| FOR IMMEDIATE RELEASE |
MONDAY, JULY 27, 1992
TDD (202) 514-1888
DEPARTMENT OF JUSTICE CHARGES DAIRY EXECUTIVES
WASHINGTON, D.C. -- The Department of Justice said a federal grand jury indicted three dairy executives for antitrust violations today, charging that they participated in a milk and dairy products bid rigging conspiracy involving North Carolina public schools. They also were charged with four counts of mail fraud.
A grand jury in U.S. District Court in Greensboro, North Carolina, returned a five-count indictment against Hugh P. Bowman and Joe C. McMillan of Flav-O-Rich Inc. and Paul W. Tucker, formerly of Land-0-Sun Dairies Inc. The three were charged with conspiring to rig bids to supply milk and dairy products to designated schools in North Carolina and using the mail to further their scheme.
In 1991, Flav-O-Rich, headquartered in Louisville, Kentucky, was charged with rigging bids of milk contracts for public schools and military installations and paid a total of $5 million to settle all criminal and civil liabilities in Florida, Puerto Rico and Kings Bay Naval Base in Georgia. In 1989, Land-0-Sun, headquartered in Johnson City, Tennessee, pleaded guilty to charges of rigging bids on public school milk contracts in Florida and was fined $325,000.
Count one of today's indictment charged that from at least as early as the spring of 1982 until the end of the 1987-88 school year the three dairy executives and others conspired to submit collusive, noncompetitive and rigged bids for certain school milk and dairy products contracts in violation of Section 1 of the Sherman Act.
According to the indictment, the affected school systems included Alamance, Alexander, Buncombe, Gaston, Guilford, Iredell, Lincoln, Randolph, Rowan, Stanly, Transylvania, Watauga and Yadkin counties; the cities of Asheboro, Asheville, Burlington, Chapel Hill-Carrboro, Greensboro, Mt. Airy, Reidsville and Thomasville; Charlotte City/Mecklenburg County; and Western Carolina University.

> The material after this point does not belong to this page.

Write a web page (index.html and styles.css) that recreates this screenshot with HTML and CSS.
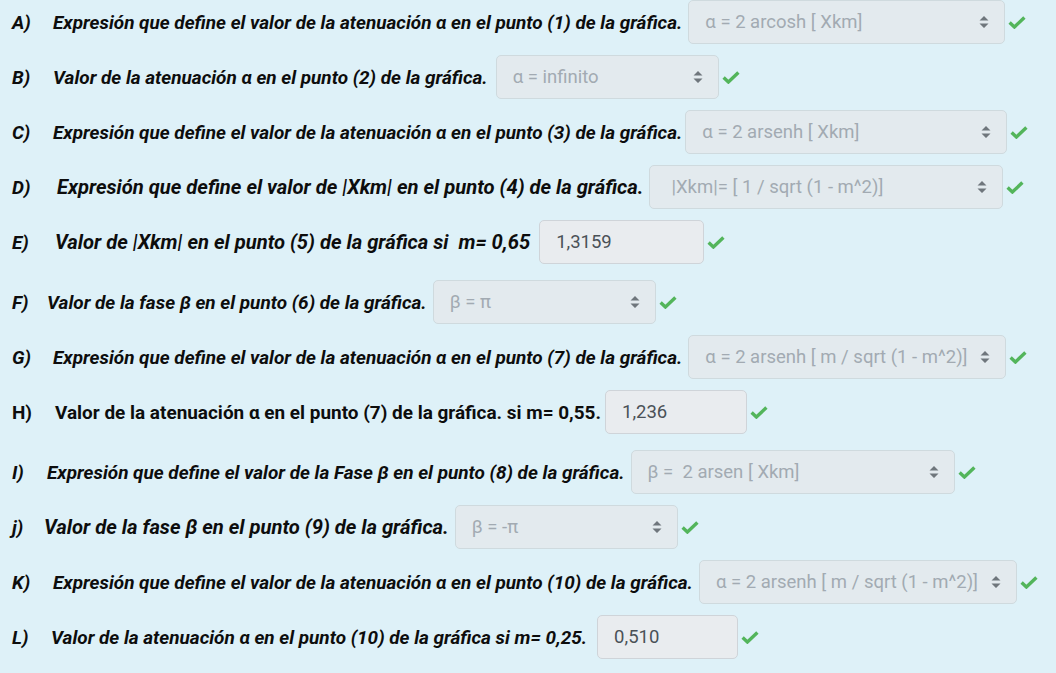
FILE: index.html
```html
<!DOCTYPE html>
<html lang="es">
<head>
<meta charset="utf-8">
<title>Cuestionario</title>
<link rel="stylesheet" href="styles.css">
</head>
<body>
<svg width="0" height="0" class="defs">
  <defs>
    <symbol id="chk" viewBox="0 0 18 13"><path d="M1.6 6.6 L6.4 11 L16.4 1.6" fill="none" stroke="currentColor" stroke-width="3.4" stroke-linejoin="miter"/></symbol>
    <symbol id="arr" viewBox="0 0 10 14"><path d="M5 1 L9.5 5.6 H0.5 Z M5 13 L9.5 8.4 H0.5 Z" fill="currentColor"/></symbol>
  </defs>
</svg>
<div class="quiz">
  <div class="row">
    <span class="letter w41">A)</span><span class="label">Expresión que define el valor de la atenuación α en el punto (1) de la gráfica.</span>
    <span class="sel s317"><span class="val">α = 2 arcosh [ Xkm]</span><svg class="arr"><use href="#arr"/></svg></span>
    <svg class="chk"><use href="#chk"/></svg>
  </div>
  <div class="row">
    <span class="letter w41">B)</span><span class="label">Valor de la atenuación α en el punto (2) de la gráfica.</span>
    <span class="sel s223 m8"><span class="val">α = infinito</span><svg class="arr"><use href="#arr"/></svg></span>
    <svg class="chk"><use href="#chk"/></svg>
  </div>
  <div class="row">
    <span class="letter w41">C)</span><span class="label">Expresión que define el valor de la atenuación α en el punto (3) de la gráfica.</span>
    <span class="sel s322 m3"><span class="val">α = 2 arsenh [ Xkm]</span><svg class="arr"><use href="#arr"/></svg></span>
    <svg class="chk"><use href="#chk"/></svg>
  </div>
  <div class="row">
    <span class="letter w45">D)</span><span class="label big">Expresión que define el valor de |Xkm| en el punto (4) de la gráfica.</span>
    <span class="sel s354"><span class="val pad">|Xkm|= [ 1 / sqrt (1 - m^2)]</span><svg class="arr"><use href="#arr"/></svg></span>
    <svg class="chk"><use href="#chk"/></svg>
  </div>
  <div class="row row-input">
    <span class="letter w43">E)</span><span class="label big">Valor de |Xkm| en el punto (5) de la gráfica si&nbsp; m= 0,65</span>
    <span class="inp i165">1,3159</span>
    <svg class="chk"><use href="#chk"/></svg>
  </div>
  <div class="row">
    <span class="letter w35">F)</span><span class="label">Valor de la fase β en el punto (6) de la gráfica.</span>
    <span class="sel s223"><span class="val">β = π</span><svg class="arr"><use href="#arr"/></svg></span>
    <svg class="chk"><use href="#chk"/></svg>
  </div>
  <div class="row">
    <span class="letter w41">G)</span><span class="label">Expresión que define el valor de la atenuación α en el punto (7) de la gráfica.</span>
    <span class="sel s318"><span class="val">α = 2 arsenh [ m / sqrt (1 - m^2)]</span><svg class="arr"><use href="#arr"/></svg></span>
    <svg class="chk"><use href="#chk"/></svg>
  </div>
  <div class="row row-input">
    <span class="letter w43 upright">H)</span><span class="label upright">Valor de la atenuación α en el punto (7) de la gráfica. si m= 0,55.</span>
    <span class="inp i142 m4">1,236</span>
    <svg class="chk"><use href="#chk"/></svg>
  </div>
  <div class="row">
    <span class="letter w35">I)</span><span class="label">Expresión que define el valor de la Fase β en el punto (8) de la gráfica.</span>
    <span class="sel s324"><span class="val">β =&nbsp; 2 arsen [ Xkm]</span><svg class="arr"><use href="#arr"/></svg></span>
    <svg class="chk"><use href="#chk"/></svg>
  </div>
  <div class="row">
    <span class="letter w32">j)</span><span class="label big">Valor de la fase β en el punto (9) de la gráfica.</span>
    <span class="sel s223"><span class="val">β = -π</span><svg class="arr"><use href="#arr"/></svg></span>
    <svg class="chk"><use href="#chk"/></svg>
  </div>
  <div class="row">
    <span class="letter w41">K)</span><span class="label">Expresión que define el valor de la atenuación α en el punto (10) de la gráfica.</span>
    <span class="sel s318"><span class="val">α = 2 arsenh [ m / sqrt (1 - m^2)]</span><svg class="arr"><use href="#arr"/></svg></span>
    <svg class="chk"><use href="#chk"/></svg>
  </div>
  <div class="row row-input">
    <span class="letter w39">L)</span><span class="label">Valor de la atenuación α en el punto (10) de la gráfica si m= 0,25.</span>
    <span class="inp i141 m10">0,510</span>
    <svg class="chk"><use href="#chk"/></svg>
  </div>
</div>
</body>
</html>
```

FILE: styles.css
```css
html, body {
  margin: 0;
  padding: 0;
  background: #def1f8;
}
body {
  font-family: Roboto, "Noto Sans", "Liberation Sans", sans-serif;
  color: #0d0d0d;
  width: 1056px;
  height: 673px;
  overflow: hidden;
}
.defs {
  position: absolute;
  width: 0;
  height: 0;
}
.quiz {
  display: flex;
  flex-direction: column;
  gap: 11px;
  padding-left: 12px;
}
.row {
  display: flex;
  align-items: center;
  height: 44px;
  white-space: nowrap;
}
.row-input {
  margin-bottom: 5px;
}
.letter, .label {
  font-size: 18.95px;
  font-weight: 700;
  font-style: italic;
}
.label.big {
  font-size: 20.2px;
}
.label.upright, .letter.upright {
  font-style: normal;
}
.w32 { width: 32px; }
.w35 { width: 35px; }
.w39 { width: 39px; }
.w41 { width: 41px; }
.w43 { width: 43px; }
.w45 { width: 45px; }
.sel, .inp {
  box-sizing: border-box;
  height: 44px;
  margin-left: 6px;
  border-radius: 5px;
  display: flex;
  align-items: center;
  font-size: 18.5px;
  font-weight: 400;
  font-style: normal;
  flex: none;
}
.sel {
  background: #e3eaee;
  border: 1px solid #cfdade;
  color: #a2aab2;
  padding: 0 15px 0 16px;
}
.sel .val {
  flex: 1;
  overflow: hidden;
}
.sel .val.pad {
  padding-left: 5px;
}
.arr {
  width: 10px;
  height: 14px;
  color: #6f767c;
  flex: none;
}
.inp {
  background: #e9ecef;
  border: 1px solid #cfd4d9;
  color: #4a5157;
  padding: 0 16px;
  margin-left: 9px;
}
.sel.m8 { margin-left: 8px; }
.sel.m3 { margin-left: 3px; }
.inp.m4 { margin-left: 4px; }
.inp.m10 { margin-left: 10px; }
.s223 { width: 223px; }
.s317 { width: 317px; }
.s318 { width: 318px; }
.s322 { width: 322px; }
.s324 { width: 324px; }
.s354 { width: 354px; }
.i141 { width: 141px; }
.i142 { width: 142px; }
.i165 { width: 165px; }
.chk {
  width: 18px;
  height: 13px;
  margin-left: 3px;
  color: #53b55b;
  flex: none;
}
```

Counts two and three charged the defendants with mail fraud for causing the Alamance County schools to mail checks to Land-O-Sun to pay for contracts rigged as part of the conspiracy.
Counts four and five charged the defendants with mail fraud for causing the Rowan County schools to mail checks to Flav-O-Rich to pay for contracts rigged as part of the conspiracy. The indictment charged that these mailings were in furtherance of the fraudulent bid rigging scheme.
Charles A. James, Acting Assistant Attorney General in charge of the Antitrust Division, said the charges resulted from a federal grand jury investigation into collusion among suppliers of dairy products to public schools in North Carolina.
The investigation, conducted by the Antitrust Division's Litigation I section, continues in North Carolina, James said. James also noted that, to the extent permitted under federal rules, the federal investigators are coordinating their efforts with the North Carolina Attorney General's office which is conducting a separate investigation.
The maximum penalty for an individual convicted under the Sherman Act for a violation occurring prior to November 16, 1990, is three years imprisonment and a fine that is the greatest of $250,000, twice the pecuniary gain derived from the crime, or twice the pecuniary loss caused to the victims of the crime.
The maximum penalty for an individual convicted under the mail fraud statute is five years imprisonment and a fine that is the greatest of $250,000, twice the pecuniary gain derived from the crime, or twice the pecuniary loss caused to the victims of the crime.
Including today's indictment, the Antitrust Division has filed 53 criminal cases against 26 corporations and 41 individuals involving bid rigging on milk and other dairy products contracts. Cases have been brought in Florida, Georgia, North Carolina, South Carolina, Virginia, Kentucky, Illinois and Texas.
Twenty-three corporations and 28 individuals have been convicted and paid total fines of approximately $20.7 million. Total civil damages are more than $6.2 million. Thirty-two grand juries in 21 states continue to investigate the milk industry.